-------- Dataset extract

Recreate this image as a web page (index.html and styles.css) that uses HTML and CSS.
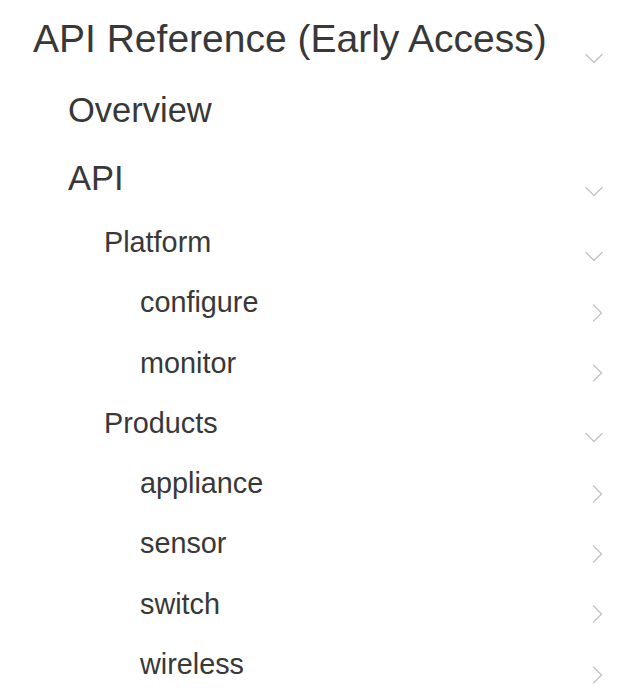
FILE: index.html
```html
<!DOCTYPE html>
<html lang="en">
<head>
<meta charset="utf-8">
<title>API Reference</title>
<link rel="stylesheet" href="styles.css">
</head>
<body>
<nav class="nav">
  <ul class="tree level1">
    <li>
      <div class="row row-l1"><span class="label">API Reference (Early Access)</span><svg class="chev chev-l1" viewBox="0 0 18 18" width="18" height="18"><polyline points="1,4.5 9,12.5 17,4.5"/></svg></div>
      <ul class="tree level2">
        <li><div class="row row-l2"><span class="label">Overview</span></div></li>
        <li>
          <div class="row row-l2"><span class="label">API</span><svg class="chev chev-l2" viewBox="0 0 18 18" width="18" height="18"><polyline points="1,4.5 9,12.5 17,4.5"/></svg></div>
          <ul class="tree level3">
            <li>
              <div class="row row-l3"><span class="label">Platform</span><svg class="chev chev-l3" viewBox="0 0 18 18" width="18" height="18"><polyline points="1,4.5 9,12.5 17,4.5"/></svg></div>
              <ul class="tree level4">
                <li><div class="row row-l3"><span class="label">configure</span><svg class="chev chev-r" viewBox="0 0 18 18" width="18" height="18"><polyline points="8.5,1 16.5,9 8.5,17"/></svg></div></li>
                <li><div class="row row-l3"><span class="label">monitor</span><svg class="chev chev-r" viewBox="0 0 18 18" width="18" height="18"><polyline points="8.5,1 16.5,9 8.5,17"/></svg></div></li>
              </ul>
            </li>
            <li>
              <div class="row row-l3"><span class="label">Products</span><svg class="chev chev-l3" viewBox="0 0 18 18" width="18" height="18"><polyline points="1,4.5 9,12.5 17,4.5"/></svg></div>
              <ul class="tree level4">
                <li><div class="row row-l3"><span class="label">appliance</span><svg class="chev chev-r" viewBox="0 0 18 18" width="18" height="18"><polyline points="8.5,1 16.5,9 8.5,17"/></svg></div></li>
                <li><div class="row row-l3"><span class="label">sensor</span><svg class="chev chev-r" viewBox="0 0 18 18" width="18" height="18"><polyline points="8.5,1 16.5,9 8.5,17"/></svg></div></li>
                <li><div class="row row-l3"><span class="label">switch</span><svg class="chev chev-r" viewBox="0 0 18 18" width="18" height="18"><polyline points="8.5,1 16.5,9 8.5,17"/></svg></div></li>
                <li><div class="row row-l3"><span class="label">wireless</span><svg class="chev chev-r" viewBox="0 0 18 18" width="18" height="18"><polyline points="8.5,1 16.5,9 8.5,17"/></svg></div></li>
              </ul>
            </li>
          </ul>
        </li>
      </ul>
    </li>
  </ul>
</nav>
</body>
</html>
```
FILE: styles.css
```css
html, body {
  margin: 0;
  padding: 0;
  background: #ffffff;
}

body {
  font-family: "Liberation Sans", Arial, sans-serif;
  color: #383838;
  width: 622px;
  overflow: hidden;
}

.nav {
  padding-top: 1px;
  padding-right: 19px;
}

.tree {
  list-style: none;
  margin: 0;
  padding: 0;
}

.level1 { padding-left: 33px; }
.level2 { padding-left: 35px; }
.level3 { padding-left: 36px; }
.level4 { padding-left: 36px; }

.row {
  display: flex;
  justify-content: space-between;
  align-items: flex-start;
  white-space: nowrap;
}

.row-l1 {
  height: 75px;
  font-size: 39px;
  line-height: 75px;
}

.row-l2 {
  height: 68px;
  font-size: 34.5px;
  line-height: 68px;
}

.row-l3 {
  height: 60.3px;
  font-size: 28.8px;
  line-height: 60.3px;
}

.label {
  display: block;
}

.chev {
  flex: none;
  fill: none;
  stroke: #c4c4c4;
  stroke-width: 1.4;
  stroke-linecap: round;
  stroke-linejoin: round;
}

.chev-l1 { margin-top: 49px; }
.chev-l2 { margin-top: 39px; }
.chev-l3 { margin-top: 36px; }
.chev-r { margin-top: 31.7px; }
```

----------------

◆ Exercise details: Some lines of the data above may hold the word "index"; report how many do, and nothing else.

◆ Written answer: 2